Classes

What we will cover...

  1. State
  2. Object-oriented programming
  3. Classes
  4. Methods and Attributes
  5. Loose Coupling

Understanding State

State is an important term in programming.

You can think of state as "state of the world."

Understanding State

Consider your computer right now. The state consists of:

  1. Which programs are open
  2. Where is your mouse
  3. What wifi are your connected to.

Most of what computer programs do is take some state and change it to another. If you couldn't change your programs or move your mouse, you wouldn't use your computer.

Keeping track of state

Consider a typical machine learning problem. Your state might consist of:

  1. Data. Often we put our data through a "pipeline", which transforms it from one state to another. At any given time, your data might be in any number of states between "fresh and useless" and "just-the-way-you-want-it."

  2. Models. You might have one, or many. They might have the same, or different hyperparameters. They might be trained or not-yet-trained.
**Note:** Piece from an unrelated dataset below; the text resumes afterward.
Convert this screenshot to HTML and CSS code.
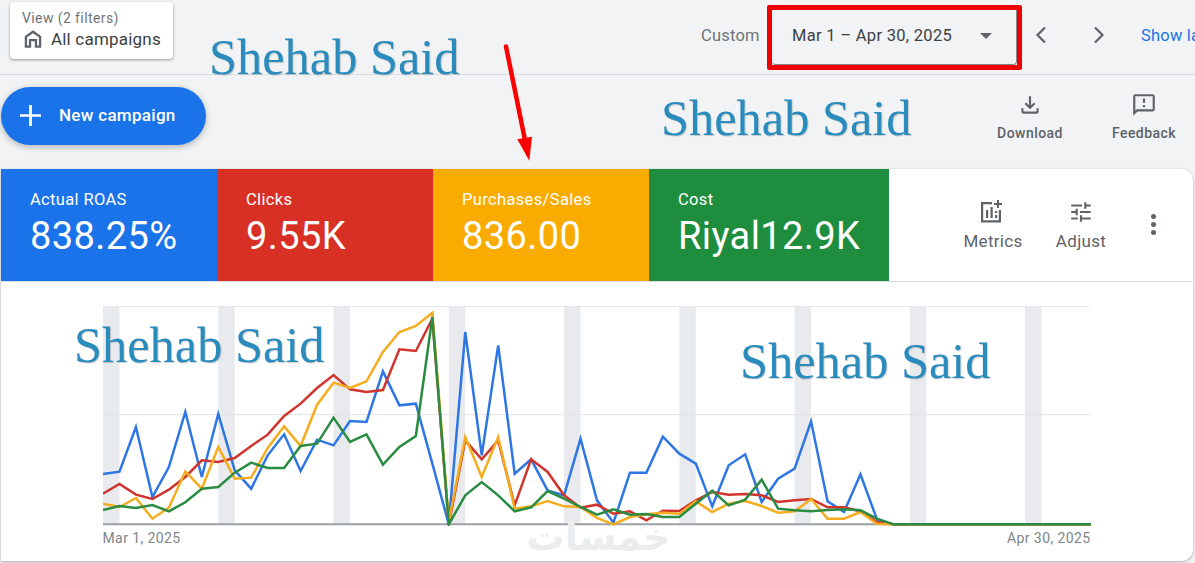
FILE: index.html
```html
<!DOCTYPE html>
<html>
<head>
  <link rel="stylesheet" href="styles.css">
</head>
<body>
  <div class="page">
    <!-- Top bar -->
    <div class="top-bar">
      <div class="view-card">
        <div class="view-label">View (2 filters)</div>
        <div class="view-name">
          <svg class="view-icon" viewBox="0 0 24 24"><path d="M12 2.500L3 9v12.500h7v-7h4v7h7V9l-9-6.500zm6.500 16.500h-2v-7h-9v7h-2v-8.800L12 5.600l6.500 4.600V19z"/></svg>
          <span>All campaigns</span>
        </div>
      </div>
      <span class="range-label">Custom</span>
      <div class="date-highlight">
        <div class="date-box">
          <span>Mar 1 – Apr 30, 2025</span>
          <span class="date-caret"></span>
        </div>
      </div>
      <svg class="chevron chevron-prev" viewBox="0 0 24 24"><polyline points="15,4.500 7.500,12 15,19.500"/></svg>
      <svg class="chevron chevron-next" viewBox="0 0 24 24"><polyline points="9,4.500 16.500,12 9,19.500"/></svg>
      <a class="show-link">Show last 30 days</a>
    </div>

    <!-- Toolbar -->
    <div class="toolbar">
      <button class="new-campaign">
        <svg class="plus-icon" viewBox="0 0 20 20"><path d="M8.700 0h2.600v8.700H20v2.600h-8.700V20H8.700v-8.700H0V8.700h8.700z"/></svg>
        <span>New campaign</span>
      </button>
      <div class="tool download">
        <svg viewBox="0 0 24 24"><path d="M18 15v3H6v-3H4v3c0 1.100.9 2 2 2h12c1.100 0 2-.9 2-2v-3h-2zm-1-4l-1.410-1.410L13 12.170V4h-2v8.170L8.410 9.590 7 11l5 5 5-5z"/></svg>
        <span>Download</span>
      </div>
      <div class="tool feedback">
        <svg viewBox="0 0 24 24"><path d="M20 2H4c-1.100 0-2 .9-2 2v18l4-4h14c1.100 0 2-.9 2-2V4c0-1.100-.9-2-2-2zm0 14H5.170L4 17.170V4h16v12zM11 12h2v2h-2zm0-6h2v4h-2z"/></svg>
        <span>Feedback</span>
      </div>
    </div>

    <!-- Metrics card -->
    <div class="card">
      <div class="metric-row">
        <div class="metric metric-blue">
          <div class="metric-name">Actual ROAS</div>
          <div class="metric-value">838.25%</div>
        </div>
        <div class="metric metric-red">
          <div class="metric-name">Clicks</div>
          <div class="metric-value">9.55K</div>
        </div>
        <div class="metric metric-yellow">
          <div class="metric-name">Purchases/Sales</div>
          <div class="metric-value">836.00</div>
        </div>
        <div class="metric metric-green">
          <div class="metric-name">Cost</div>
          <div class="metric-value">Riyal12.9K</div>
        </div>
        <div class="card-actions">
          <div class="action action-metrics">
            <svg viewBox="0 0 26 24"><path d="M22 3h-3V0h-2v3h-3v2h3v3h2V5h3V3zM1 2v20.500h20V10h-2.200v10.300H3.200V4.200H12V2H1zm5 8h2.200v8H6v-8zm4.500-3h2.200v11h-2.200V7zm4.500 8h2.200v3H15v-3zm0-4h2.200v2H15v-2z"/></svg>
            <span>Metrics</span>
          </div>
          <div class="action action-adjust">
            <svg viewBox="0 0 24 24"><path d="M3 17v2h6v-2H3zM3 5v2h10V5H3zm10 16v-2h8v-2h-8v-2h-2v6h2zM7 9v2H3v2h4v2h2V9H7zm14 4v-2H11v2h10zm-6-4h2V7h4V5h-4V3h-2v6z"/></svg>
            <span>Adjust</span>
          </div>
          <div class="more-dots"><i></i><i></i><i></i></div>
        </div>
      </div>

      <div class="chart">
        <!-- x is the day index (0-60), y is a 3x pixel scale -->
        <svg class="chart-plot" viewBox="0 32 60 660" preserveAspectRatio="none">
          <g class="weekends">
            <rect x="0" y="32" width="1" height="655"/>
            <rect x="7" y="32" width="1" height="655"/>
            <rect x="14" y="32" width="1" height="655"/>
            <rect x="21" y="32" width="1" height="655"/>
            <rect x="28" y="32" width="1" height="655"/>
            <rect x="35" y="32" width="1" height="655"/>
            <rect x="42" y="32" width="1" height="655"/>
            <rect x="49" y="32" width="1" height="655"/>
            <rect x="56" y="32" width="1" height="655"/>
          </g>
          <line class="grid-line" x1="0" y1="33" x2="60" y2="33"/>
          <line class="grid-line" x1="0" y1="358" x2="60" y2="358"/>
          <line class="axis-line" x1="0" y1="687" x2="60" y2="687"/>
          <polyline class="series series-blue" points="0,536 1,529 2,395 3,605 4,515 5,350 6,545 7,356 8,525 9,580 10,480 11,417 12,527 13,433 14,450 15,377 16,380 17,228 18,330 19,325 20,505 21,687 22,110 23,480 24,150 25,535 26,492 27,585 28,600 29,430 30,615 31,682 32,532 33,532 34,424 35,475 36,505 37,633 38,510 39,477 40,620 41,550 42,520 43,378 44,618 45,650 46,537 47,672 48,687 60,687"/>
          <polyline class="series series-red" points="0,595 1,566 2,598 3,611 4,583 5,545 6,495 7,500 8,488 9,452 10,418 11,362 12,325 13,278 14,239 15,282 16,290 17,284 18,162 19,167 20,70 21,687 22,435 23,492 24,435 25,630 26,492 27,530 28,600 29,637 30,628 31,655 32,648 33,675 34,646 35,647 36,615 37,590 38,598 39,596 40,600 41,620 42,615 43,611 44,636 45,636 46,648 47,680 48,687 60,687"/>
          <polyline class="series series-yellow" points="0,625 1,635 2,608 3,670 4,637 5,528 6,580 7,455 8,550 9,547 10,458 11,393 12,452 13,328 14,262 15,278 16,258 17,170 18,110 19,92 20,52 21,680 22,425 23,545 24,425 25,640 26,633 27,617 28,633 29,635 30,668 31,687 32,665 33,657 34,652 35,655 36,618 37,650 38,625 39,617 40,632 41,652 42,648 43,611 44,670 45,670 46,650 47,685 48,687 60,687"/>
          <polyline class="series series-green" points="0,644 1,632 2,638 3,629 4,648 5,621 6,580 7,575 8,532 9,502 10,518 11,518 12,452 13,445 14,367 15,440 16,417 17,508 18,455 19,422 20,65 21,687 22,600 23,560 24,600 25,648 26,636 27,587 28,610 29,635 30,658 31,642 32,658 33,656 34,665 35,665 36,625 37,586 38,630 39,613 40,553 41,640 42,645 43,648 44,644 45,642 46,645 47,670 48,687 60,687"/>
        </svg>
        <div class="chart-dates">
          <span>Mar 1, 2025</span>
          <span>Apr 30, 2025</span>
        </div>
      </div>
    </div>

    <!-- Overlays on the screenshot -->
    <svg class="red-arrow" viewBox="0 0 40 120">
      <line x1="7" y1="3.500" x2="26" y2="97"/>
      <polygon points="18.300,96.300 33,93.700 30.300,117.700"/>
    </svg>
    <div class="stamp stamp-1">Shehab Said</div>
    <div class="stamp stamp-2">Shehab Said</div>
    <div class="stamp stamp-3">Shehab Said</div>
    <div class="stamp stamp-4">Shehab Said</div>
    <div class="site-mark">خمسات</div>
  </div>
</body>
</html>
```

FILE: styles.css
```css
* {
  margin: 0;
  padding: 0;
  box-sizing: border-box;
}

html, body {
  height: 100%;
  overflow: hidden;
}

body {
  background: #f1f3f4;
  font-family: Roboto, "Liberation Sans", sans-serif;
  color: #5f6368;
}

.page {
  position: relative;
  width: 1195px;
  height: 563px;
  overflow: hidden;
}

/* Top bar */
.top-bar {
  display: flex;
  height: 75px;
  border-bottom: 1px solid #dadce0;
  overflow: hidden;
}

.view-card {
  flex-shrink: 0;
  width: 163px;
  height: 57px;
  margin: 2px 0 0 10px;
  padding: 9px 12px;
  background: #fff;
  border-radius: 4px;
  box-shadow: 0 1px 3px rgba(60, 64, 67, 0.5);
}

.view-label {
  font-size: 14px;
  line-height: 15px;
  letter-spacing: 0.4px;
  color: #70757a;
}

.view-name {
  display: flex;
  align-items: center;
  gap: 7px;
  margin-top: 2px;
  font-size: 17px;
  line-height: 20px;
  letter-spacing: 0.2px;
  color: #3c4043;
}

.view-icon {
  width: 22px;
  height: 22px;
  fill: #5f6368;
}

.range-label {
  flex-shrink: 0;
  width: 61px;
  margin: 26px 5px 0 528px;
  font-size: 16.500px;
  line-height: 20px;
  letter-spacing: 0.2px;
  white-space: nowrap;
  color: #70757a;
}

.date-highlight {
  flex-shrink: 0;
  width: 255px;
  height: 65px;
  margin-top: 5px;
  border: 5px solid #f00000;
  border-radius: 2px;
}

.date-box {
  display: flex;
  align-items: center;
  justify-content: space-between;
  height: 100%;
  padding: 0 24px 3px 20px;
  border-right: 1px solid #80868b;
  border-bottom: 1px solid #80868b;
  border-radius: 0 0 4px 4px;
  font-size: 16.500px;
  letter-spacing: 0.3px;
  color: #3c4043;
}

.date-caret {
  width: 0;
  height: 0;
  border-left: 6px solid transparent;
  border-right: 6px solid transparent;
  border-top: 6px solid #5f6368;
}

.chevron {
  flex-shrink: 0;
  width: 24px;
  height: 24px;
  margin-top: 23px;
  fill: none;
  stroke: #5f6368;
  stroke-width: 2.200;
}

.chevron-prev {
  margin-left: 8px;
}

.chevron-next {
  margin-left: 32px;
}

.show-link {
  flex-shrink: 0;
  margin: 26px 0 0 31px;
  font-size: 16.500px;
  line-height: 20px;
  letter-spacing: 0.2px;
  color: #1a73e8;
  white-space: nowrap;
}

/* Toolbar */
.toolbar {
  display: flex;
  height: 94px;
}

.new-campaign {
  display: flex;
  align-items: center;
  gap: 18px;
  width: 205px;
  height: 58px;
  margin: 12px 0 0 1px;
  padding: 0 0 2px 19px;
  background: #1a73e8;
  border: none;
  border-radius: 29px;
  box-shadow: 0 2px 6px rgba(60, 64, 67, 0.35);
  font-family: inherit;
  font-size: 17px;
  font-weight: 500;
  letter-spacing: 0.3px;
  color: #fff;
}

.plus-icon {
  width: 21px;
  height: 21px;
  fill: #fff;
}

.tool {
  display: flex;
  flex-direction: column;
  align-items: center;
  flex-shrink: 0;
  width: 90px;
  margin-top: 17px;
  font-size: 14px;
  font-weight: 500;
  letter-spacing: 0.45px;
}

.tool svg {
  width: 26px;
  height: 26px;
  margin-bottom: 7px;
  fill: #5f6368;
}

.download {
  margin-left: 779px;
}

.feedback {
  margin-left: 24px;
}

/* Metrics card */
.card {
  width: 1192px;
  height: 392px;
  margin-left: 1px;
  background: #fff;
  border-radius: 0 12px 12px 0;
  box-shadow: 0 1px 3px rgba(60, 64, 67, 0.4);
}

.metric-row {
  display: flex;
  height: 113px;
  border-bottom: 1px solid #dadce0;
}

.metric {
  width: 216px;
  height: 112px;
  padding: 22px 0 0 29px;
  color: #fff;
}

.metric-blue {
  background: #1a73e8;
}

.metric-red {
  background: #d93025;
}

.metric-yellow {
  background: #f9ab00;
}

.metric-green {
  width: 240px;
  background: #1e8e3e;
}

.metric-name {
  font-size: 16.500px;
  line-height: 18px;
  letter-spacing: 0.35px;
}

.metric-value {
  margin-top: 5px;
  font-size: 38px;
  line-height: 44px;
  letter-spacing: 0.4px;
}

.card-actions {
  display: flex;
  flex: 1;
}

.action {
  display: flex;
  flex-direction: column;
  align-items: center;
  flex-shrink: 0;
  width: 80px;
  margin-top: 30px;
  font-size: 17px;
  letter-spacing: 0.3px;
}

.action svg {
  width: 26px;
  height: 26px;
  margin-bottom: 6px;
  fill: #5f6368;
}

.action-metrics {
  margin-left: 64px;
}

.action-adjust {
  margin-left: 8px;
}

.more-dots {
  display: flex;
  flex-direction: column;
  gap: 3px;
  margin: 45px 0 0 30px;
}

.more-dots i {
  display: block;
  width: 5px;
  height: 5px;
  border-radius: 50%;
  background: #5f6368;
}

/* Chart */
.chart {
  width: 988px;
  margin: 23.700px 0 0 101.500px;
}

.chart-plot {
  display: block;
  width: 988px;
  height: 220px;
}

.weekends rect {
  fill: #e8eaed;
}

.grid-line {
  stroke: #e3e4e6;
  stroke-width: 1;
  vector-effect: non-scaling-stroke;
}

.axis-line {
  stroke: #9aa0a6;
  stroke-width: 2;
  vector-effect: non-scaling-stroke;
}

.series {
  fill: none;
  stroke-width: 2.500;
  stroke-linejoin: miter;
  vector-effect: non-scaling-stroke;
}

.series-blue {
  stroke: #2d76e4;
}

.series-red {
  stroke: #d0342c;
}

.series-yellow {
  stroke: #f5ac1e;
}

.series-green {
  stroke: #2a8c42;
}

.chart-dates {
  display: flex;
  justify-content: space-between;
  margin-top: 4px;
  font-size: 14px;
  line-height: 16px;
  letter-spacing: 0.4px;
  color: #80868b;
}

/* Overlays */
.red-arrow {
  position: absolute;
  left: 499px;
  top: 43px;
  width: 40px;
  height: 120px;
}

.red-arrow line {
  stroke: #fa0000;
  stroke-width: 4.500;
  stroke-linecap: round;
}

.red-arrow polygon {
  fill: #fa0000;
}

.stamp {
  position: absolute;
  font-family: "Liberation Serif", serif;
  font-size: 50.400px;
  line-height: 56px;
  white-space: nowrap;
  color: #2a8bbd;
  text-shadow: 1px 1px 1px rgba(120, 120, 120, 0.35);
}

.stamp-1 {
  left: 209px;
  top: 29px;
}

.stamp-2 {
  left: 661px;
  top: 90px;
}

.stamp-3 {
  left: 74px;
  top: 317px;
}

.stamp-4 {
  left: 740px;
  top: 333px;
}

.site-mark {
  position: absolute;
  left: 517px;
  top: 512px;
  width: 163px;
  font-family: "DejaVu Sans", sans-serif;
  font-size: 38px;
  font-weight: bold;
  line-height: 50px;
  text-align: center;
  color: #ebecec;
}
```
What is procedural programming?

When people begin programming, it's natural to think procedurally, to tell the computer what to do:

  1. Do one thing
  2. Do the next thing
  3. Do the third thing

Procedural Programming

This works for simple applications. But it does not scale.

It requires us to understand, in our heads, every step the computer should do.

That means we need to understand, in our heads, the entire state of the system.

To do things more complicated than we can keep in our heads at once, we need to break things down into component parts.

Functional programming

We saw that we could use functions as the component parts of a complex system.

This can work great, and indeed, forms the core of a paradigm called functional programming.

In functional programming, the state of a system is kept in (immutable) data structures and (pure) functions operate on the data to return new versions of the state.

Object oriented programming

Another paradigm for breaking a system into component parts is object oriented programming. In this paradigm, we model the world as a set of objects.

Those objects keep their own personal state, safe and separate from the rest of the objects in the world.

Their personal state is read and updated via methods. Methods are functions that have special access to the secret state of the objects.

Classes

In object-oriented programming, we represent the state of our system in a bunch of objects.

Those objects consist of potentially many instances of a few different classes.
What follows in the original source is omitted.